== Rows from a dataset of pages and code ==
'''

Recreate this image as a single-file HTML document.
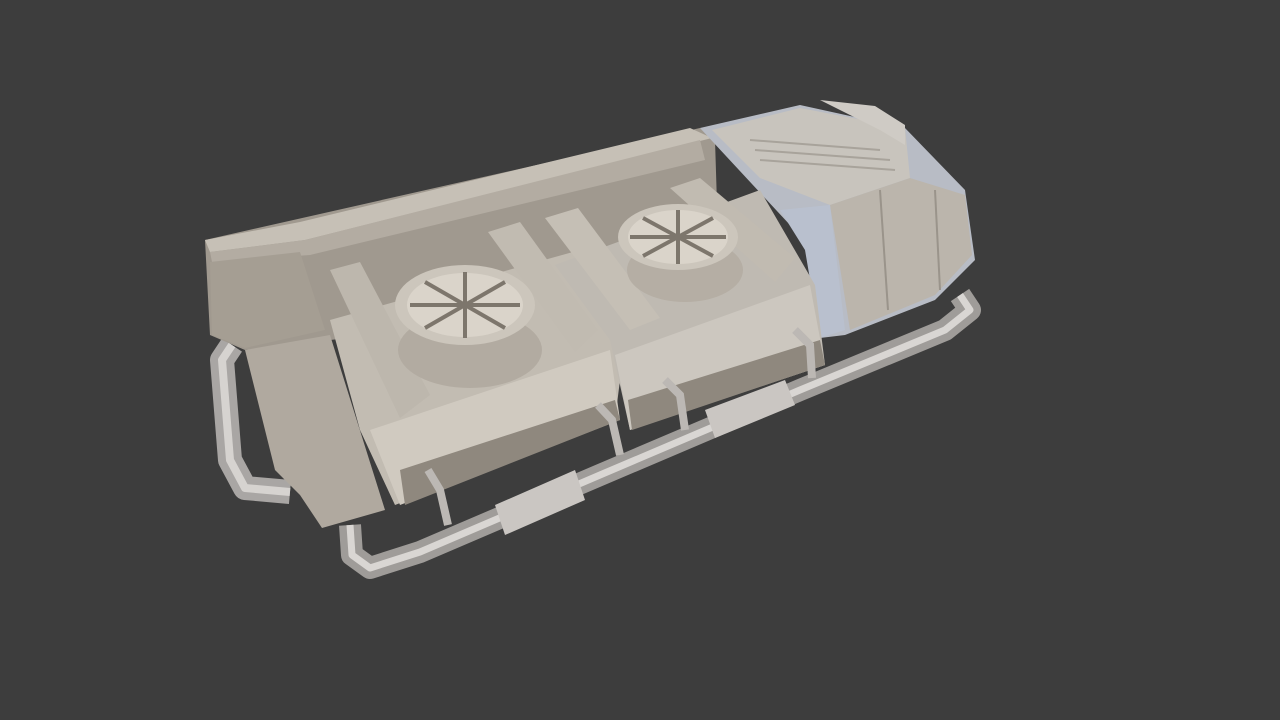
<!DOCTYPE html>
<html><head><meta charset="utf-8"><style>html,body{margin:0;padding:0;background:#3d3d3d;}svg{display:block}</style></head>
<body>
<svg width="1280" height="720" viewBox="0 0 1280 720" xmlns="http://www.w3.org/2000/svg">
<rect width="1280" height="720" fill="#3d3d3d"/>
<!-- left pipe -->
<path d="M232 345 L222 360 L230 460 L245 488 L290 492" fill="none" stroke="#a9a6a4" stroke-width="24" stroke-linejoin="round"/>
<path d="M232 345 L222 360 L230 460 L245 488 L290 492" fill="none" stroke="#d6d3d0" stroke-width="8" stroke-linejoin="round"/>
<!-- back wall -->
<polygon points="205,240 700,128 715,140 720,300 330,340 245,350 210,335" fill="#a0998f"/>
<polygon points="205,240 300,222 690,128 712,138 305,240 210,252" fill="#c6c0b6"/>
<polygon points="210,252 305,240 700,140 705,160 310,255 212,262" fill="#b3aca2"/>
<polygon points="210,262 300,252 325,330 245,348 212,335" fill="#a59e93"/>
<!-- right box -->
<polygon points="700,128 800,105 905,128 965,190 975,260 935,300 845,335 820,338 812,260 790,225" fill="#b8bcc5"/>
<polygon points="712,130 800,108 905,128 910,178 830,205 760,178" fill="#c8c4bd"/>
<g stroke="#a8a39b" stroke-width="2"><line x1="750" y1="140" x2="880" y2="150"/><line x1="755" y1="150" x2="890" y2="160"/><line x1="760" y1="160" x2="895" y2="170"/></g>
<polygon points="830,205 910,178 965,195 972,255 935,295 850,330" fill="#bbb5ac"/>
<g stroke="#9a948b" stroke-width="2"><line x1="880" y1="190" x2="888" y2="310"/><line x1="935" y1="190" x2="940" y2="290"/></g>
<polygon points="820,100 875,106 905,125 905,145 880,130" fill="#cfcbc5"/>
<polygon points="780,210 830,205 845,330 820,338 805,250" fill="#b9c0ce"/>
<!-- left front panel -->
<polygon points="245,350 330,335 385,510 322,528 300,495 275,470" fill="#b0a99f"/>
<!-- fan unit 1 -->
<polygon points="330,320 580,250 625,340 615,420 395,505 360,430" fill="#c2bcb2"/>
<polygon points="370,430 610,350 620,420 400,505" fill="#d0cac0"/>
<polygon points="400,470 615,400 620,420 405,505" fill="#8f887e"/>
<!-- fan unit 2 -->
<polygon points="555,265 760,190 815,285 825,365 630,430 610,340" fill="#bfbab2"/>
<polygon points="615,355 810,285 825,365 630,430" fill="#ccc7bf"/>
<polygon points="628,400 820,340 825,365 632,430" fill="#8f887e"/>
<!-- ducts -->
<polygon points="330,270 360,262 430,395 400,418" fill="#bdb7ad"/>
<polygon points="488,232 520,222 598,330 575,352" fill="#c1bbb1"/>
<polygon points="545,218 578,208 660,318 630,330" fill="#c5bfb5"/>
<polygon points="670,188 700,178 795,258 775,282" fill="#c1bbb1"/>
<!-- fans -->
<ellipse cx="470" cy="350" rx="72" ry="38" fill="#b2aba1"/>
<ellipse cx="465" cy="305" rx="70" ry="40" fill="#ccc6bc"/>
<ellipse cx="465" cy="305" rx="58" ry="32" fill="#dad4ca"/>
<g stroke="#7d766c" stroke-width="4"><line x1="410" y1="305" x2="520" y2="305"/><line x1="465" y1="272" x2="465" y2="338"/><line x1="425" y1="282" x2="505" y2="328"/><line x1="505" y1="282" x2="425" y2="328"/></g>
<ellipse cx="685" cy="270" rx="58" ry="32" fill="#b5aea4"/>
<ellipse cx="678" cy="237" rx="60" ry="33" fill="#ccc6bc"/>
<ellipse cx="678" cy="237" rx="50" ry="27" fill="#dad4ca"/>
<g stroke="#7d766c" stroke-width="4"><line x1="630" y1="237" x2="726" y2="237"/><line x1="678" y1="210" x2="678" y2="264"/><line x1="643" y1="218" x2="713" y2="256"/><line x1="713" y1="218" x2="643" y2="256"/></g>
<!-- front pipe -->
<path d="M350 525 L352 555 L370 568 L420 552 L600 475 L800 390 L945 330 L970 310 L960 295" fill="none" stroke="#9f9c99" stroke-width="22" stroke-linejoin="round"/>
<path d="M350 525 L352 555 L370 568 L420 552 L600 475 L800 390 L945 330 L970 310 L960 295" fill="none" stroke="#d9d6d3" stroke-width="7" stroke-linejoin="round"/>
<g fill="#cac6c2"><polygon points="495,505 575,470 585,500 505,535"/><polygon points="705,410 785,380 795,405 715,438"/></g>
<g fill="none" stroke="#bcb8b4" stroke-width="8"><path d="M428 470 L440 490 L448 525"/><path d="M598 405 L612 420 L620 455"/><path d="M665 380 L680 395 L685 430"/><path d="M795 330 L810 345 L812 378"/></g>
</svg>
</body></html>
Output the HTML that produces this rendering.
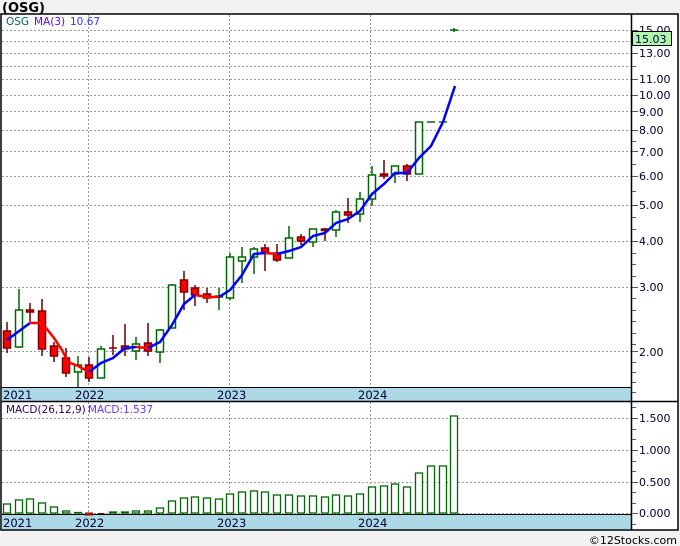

'''

== TO BE DONE ==
Copy all of the entries verbatim, leaving out any pictures they contain.

== RESULT BELOW ==
Recreate this image as a single-file HTML document.
<!DOCTYPE html>
<html><head><meta charset="utf-8"><style>html,body{margin:0;padding:0;background:#3d3d3d;}svg{display:block}</style></head>
<body>
<svg width="1280" height="720" viewBox="0 0 1280 720" xmlns="http://www.w3.org/2000/svg">
<rect width="1280" height="720" fill="#3d3d3d"/>
<!-- left pipe -->
<path d="M232 345 L222 360 L230 460 L245 488 L290 492" fill="none" stroke="#a9a6a4" stroke-width="24" stroke-linejoin="round"/>
<path d="M232 345 L222 360 L230 460 L245 488 L290 492" fill="none" stroke="#d6d3d0" stroke-width="8" stroke-linejoin="round"/>
<!-- back wall -->
<polygon points="205,240 700,128 715,140 720,300 330,340 245,350 210,335" fill="#a0998f"/>
<polygon points="205,240 300,222 690,128 712,138 305,240 210,252" fill="#c6c0b6"/>
<polygon points="210,252 305,240 700,140 705,160 310,255 212,262" fill="#b3aca2"/>
<polygon points="210,262 300,252 325,330 245,348 212,335" fill="#a59e93"/>
<!-- right box -->
<polygon points="700,128 800,105 905,128 965,190 975,260 935,300 845,335 820,338 812,260 790,225" fill="#b8bcc5"/>
<polygon points="712,130 800,108 905,128 910,178 830,205 760,178" fill="#c8c4bd"/>
<g stroke="#a8a39b" stroke-width="2"><line x1="750" y1="140" x2="880" y2="150"/><line x1="755" y1="150" x2="890" y2="160"/><line x1="760" y1="160" x2="895" y2="170"/></g>
<polygon points="830,205 910,178 965,195 972,255 935,295 850,330" fill="#bbb5ac"/>
<g stroke="#9a948b" stroke-width="2"><line x1="880" y1="190" x2="888" y2="310"/><line x1="935" y1="190" x2="940" y2="290"/></g>
<polygon points="820,100 875,106 905,125 905,145 880,130" fill="#cfcbc5"/>
<polygon points="780,210 830,205 845,330 820,338 805,250" fill="#b9c0ce"/>
<!-- left front panel -->
<polygon points="245,350 330,335 385,510 322,528 300,495 275,470" fill="#b0a99f"/>
<!-- fan unit 1 -->
<polygon points="330,320 580,250 625,340 615,420 395,505 360,430" fill="#c2bcb2"/>
<polygon points="370,430 610,350 620,420 400,505" fill="#d0cac0"/>
<polygon points="400,470 615,400 620,420 405,505" fill="#8f887e"/>
<!-- fan unit 2 -->
<polygon points="555,265 760,190 815,285 825,365 630,430 610,340" fill="#bfbab2"/>
<polygon points="615,355 810,285 825,365 630,430" fill="#ccc7bf"/>
<polygon points="628,400 820,340 825,365 632,430" fill="#8f887e"/>
<!-- ducts -->
<polygon points="330,270 360,262 430,395 400,418" fill="#bdb7ad"/>
<polygon points="488,232 520,222 598,330 575,352" fill="#c1bbb1"/>
<polygon points="545,218 578,208 660,318 630,330" fill="#c5bfb5"/>
<polygon points="670,188 700,178 795,258 775,282" fill="#c1bbb1"/>
<!-- fans -->
<ellipse cx="470" cy="350" rx="72" ry="38" fill="#b2aba1"/>
<ellipse cx="465" cy="305" rx="70" ry="40" fill="#ccc6bc"/>
<ellipse cx="465" cy="305" rx="58" ry="32" fill="#dad4ca"/>
<g stroke="#7d766c" stroke-width="4"><line x1="410" y1="305" x2="520" y2="305"/><line x1="465" y1="272" x2="465" y2="338"/><line x1="425" y1="282" x2="505" y2="328"/><line x1="505" y1="282" x2="425" y2="328"/></g>
<ellipse cx="685" cy="270" rx="58" ry="32" fill="#b5aea4"/>
<ellipse cx="678" cy="237" rx="60" ry="33" fill="#ccc6bc"/>
<ellipse cx="678" cy="237" rx="50" ry="27" fill="#dad4ca"/>
<g stroke="#7d766c" stroke-width="4"><line x1="630" y1="237" x2="726" y2="237"/><line x1="678" y1="210" x2="678" y2="264"/><line x1="643" y1="218" x2="713" y2="256"/><line x1="713" y1="218" x2="643" y2="256"/></g>
<!-- front pipe -->
<path d="M350 525 L352 555 L370 568 L420 552 L600 475 L800 390 L945 330 L970 310 L960 295" fill="none" stroke="#9f9c99" stroke-width="22" stroke-linejoin="round"/>
<path d="M350 525 L352 555 L370 568 L420 552 L600 475 L800 390 L945 330 L970 310 L960 295" fill="none" stroke="#d9d6d3" stroke-width="7" stroke-linejoin="round"/>
<g fill="#cac6c2"><polygon points="495,505 575,470 585,500 505,535"/><polygon points="705,410 785,380 795,405 715,438"/></g>
<g fill="none" stroke="#bcb8b4" stroke-width="8"><path d="M428 470 L440 490 L448 525"/><path d="M598 405 L612 420 L620 455"/><path d="M665 380 L680 395 L685 430"/><path d="M795 330 L810 345 L812 378"/></g>
</svg>
</body></html>
Output the HTML that produces this rendering.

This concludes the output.